Wann geht Österreich eigentlich pleite?

Wenn die EU Osteuropa im Stich lassen sollte, droht der Republik die Insolvenz.

Dass Bundeskanzler Faymann und Finanzminister Pröll sich mit aller Kraft bemühten, der EU schlappe 100 Mrd. Euro zugunsten der finanziell Not leidenden osteuropäischen Nachbarn zu entsteißen, ist ziemlich dringend notwendig, um es einmal zurückhaltend zu formulieren.

Und zwar aus einem ziemlich einfachen Grund. Ohne Hilfe von außen droht einer Reihe der Reformstaaten der ökonomische Kollaps. Ein derartiger Kollaps wiederum würde praktisch alle größeren österreichischen Banken bedrohen. Da aber die Republik Garantien für diese Banken übernommen hat, würden diese Haftungen dann wohl schlagend werden: Zahltag für Pröll oder dessen allfälligen Nachfolger.

Dann aber wäre Österreich mit hoher Wahrscheinlichkeit schlicht und ergreifend pleite. Denn diese Summen hat es nicht, und diese Summen kriegt es auch nicht.

Bei der Mission „Rettet Osteuropa“ geht es daher im Kern nicht (nur) um Osteuropa, sondern um Österreich: Man kann den nun notwendigen „Bailout“ der postkommunistischen Staaten durchaus als „Bailout“ der Republik Österreich verstehen. (Was sich übrigens auch darin widerspiegelt, dass die Wiener Regierung für neue Kredite bereits substanziell höhere Zinsen zahlen muss als Deutschland.) Österreich ist leider in einer Position, die jener Islands unangenehm nahe ist: So ähnlich wie die Insel im Nordatlantik wären wir im Ernstfall kaum imstande, unsere Banken selbst zu retten, sollte dies nötig sein. Dazu sind nämlich die Beträge, die hiesige Geldhäuser nach Osteuropa verliehen haben, zu groß: 85 Prozent eines Jahresbruttosozialproduktes, ein Vielfaches mehr als jedes andere EU-Land.

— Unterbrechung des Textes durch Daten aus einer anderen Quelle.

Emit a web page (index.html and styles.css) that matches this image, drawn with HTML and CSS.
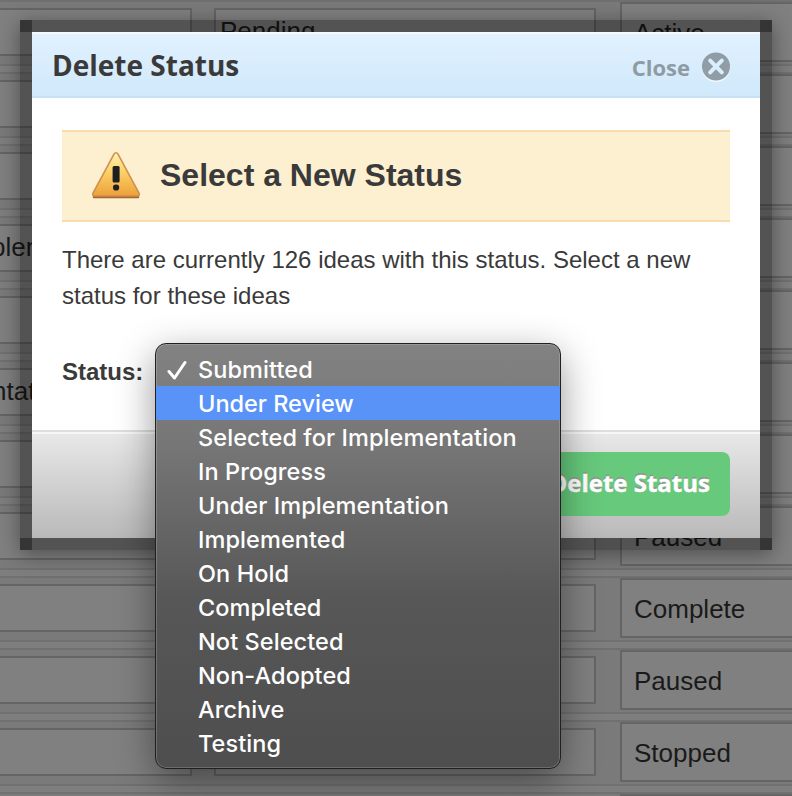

Früher, als das Bankgeschäft sich gemessen an der Seriosität noch einigermaßen vom Betrieb eines Bordells unterschieden hat, hätte man Derartiges ein „Klumpenrisiko“ genannt, das Banken keinesfalls eingehen dürfen. Ein paar notorische Spaßverderber wie etwa der Weltwährungsfonds weisen auch schon lange darauf hin, dass Österreich hier alles auf eine Karte gesetzt habe, was mit hohen Risken verbunden sei.

Heute, ausgerüstet mit der Weisheit des Im-Nachhinein, wissen wir: Es wäre nicht unklug gewesen, diese Kritik zumindest ansatzweise zu beherzigen. Man muss den Banken zugutehalten, dass sie aus dieser Hochrisikostrategie ja kein Geheimnis gemacht haben. Das Ganze hieß bloß nicht „Klumpenrisiko“, sondern „Story“ und wurde von fast allen Beteiligten – einschließlich der Medien – gerne geglaubt.

Was aber haben sich die Experten der OeNB, der Bankenaufsicht und des Finanzministeriums dabei gedacht, dieses „Klumpenrisiko“ zuzulassen, ohne auch nur eine Augenbraue zu heben? Wer trägt die Verantwortung dafür, dass nun de facto die EU Österreich aus der Klemme helfen muss?

Außenminister Figl wurde einst berühmt mit dem Satz: „Österreich ist frei.“ Scheitert die Rettung Osteuropas, droht 2010 der dann amtierende Regierungschef mit dem Satz „Österreich ist pleite“ in die Geschichte einzugehen.

Christian Ortner ist Journalist in Wien.